But this is easy, because $$ \begin{aligned} f'(t) &= \frac{d}{dt} \left( \frac{ \mathbb E[e^{(a+t)\ln X} \ln X] } { \mathbb E[e^{(a+t) \ln X}] } \right) \\ &= \frac{ \mathbb E\left[ \frac{d}{dt} e^{(a+t)\ln X} \ln X \right] } { \mathbb E\left[e^{(a+t) \ln X} \right] } - \mathbb E[ e^{(a+t)\ln X} \ln X ] \frac{ \mathbb E\left[ \frac{d}{dt} e^{(a+t) \ln X} \right] } { \mathbb E[e^{(a+t) \ln X}]^2 } \\ %&= %\frac{ \mathbb E\left[ e^{(a+t)\ln X} (\ln X)^2 \right] } %{ \mathbb E\left[e^{(a+t) \ln X} \right] } %- %\mathbb E\left[ e^{(a+t) \ln X} \ln X \right] %\frac{ \mathbb E\left[ e^{(a+t) \ln X} \ln X \right] } %{ \mathbb E\left[e^{(a+t) \ln X}\right]^2 } \\ &=\frac{ \mathbb E[X^{a+t} (\ln X)^2] \, \mathbb E[X^{a+t}] - \mathbb E[X^{a+t} (\ln X)]^2 } { \mathbb E\left[X^{a+t}\right]^2 } \ge 0. \qquad (1) \end{aligned} $$ The numerator of (1) is nonnegative by the Cauchy-Schwarz inequality. That is, with $U = X^{\frac{a+t}{2}} \ln X, V = X^{\frac{a+t}{2}}$, we have $$ \mathbb E\left[U^2 \right] \mathbb E\left[V^2\right] \ge \mathbb E[U \, V]^2. \qquad (2) $$

It remains to argue that the equality cannot hold for all $t \in [0,1]$, which is easy.

Alternative to the Cauchy-Schwarz inequality (2)
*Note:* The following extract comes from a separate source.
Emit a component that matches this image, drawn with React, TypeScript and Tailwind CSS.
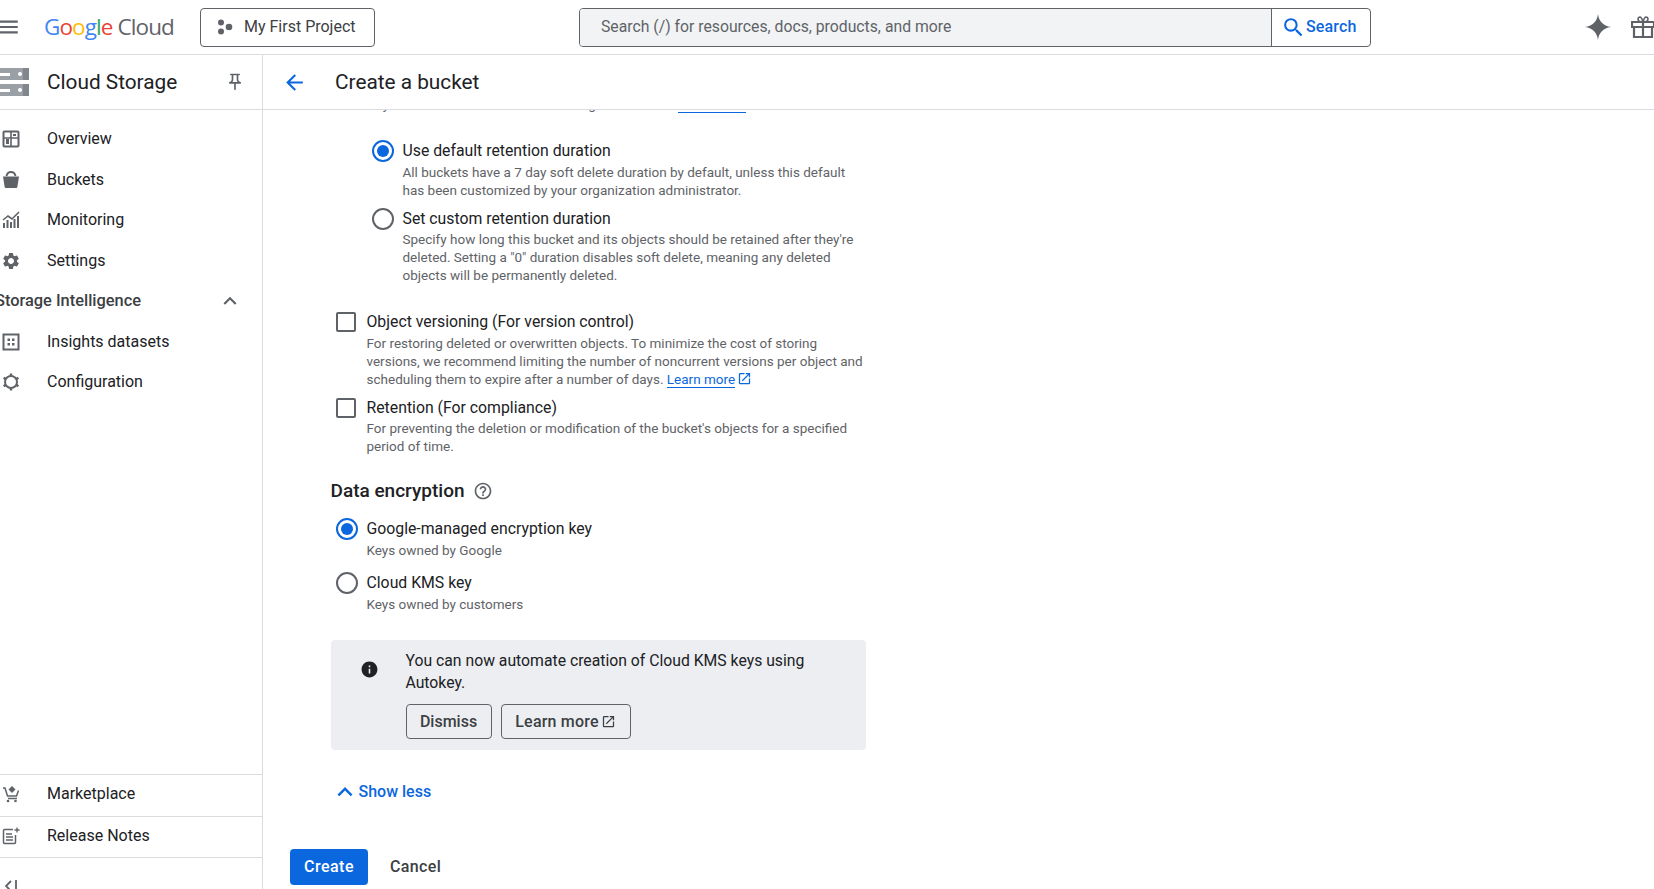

Alternatively, we can show (1) directly by observing that $$ \mathbb E\left[X^{a+t}(y - \ln X)^2 \right] \ge 0, $$ holds for all $y$ (for the quantity of averaging is nonnegative), i.e., the quadratic polynomial $$ \begin{aligned} p(y) &= \mathbb E\left[X^{a+t}\right] y^2 - 2 \, \mathbb E\left[X^{a+t} \ln X\right] y + \mathbb E\left[X^{a+t} (\ln X)^2\right] \\ &\equiv A \,y^2 - 2 \, B \, y + C, \end{aligned} $$ has no zero. Thus the discriminant of $p(y)$, which is $4B^2 - 4AC$, must be non-positive. This means $AC \ge B^2$, or $$ \mathbb E\left[X^{a+t}\right] \, \mathbb E\left[X^{a+t} (\ln X)^2\right] \ge \mathbb E\left[X^{a+t} \ln X\right]^2. $$


Further discussion

There is a more intuitive interpretation of (1). We define the characteristic function of $\ln X$ as $$ F(t) \equiv \log \left\{ \mathbb E\left[ X^{a+t} \right] \right\}. $$ We find $f(t) = F'(t)$, and $f'(t) = F''(t) \ge 0$. In other words, (1) is a generalized statement of that the second cumulant of $\ln X$ is non-negative at nonzero $a+t$.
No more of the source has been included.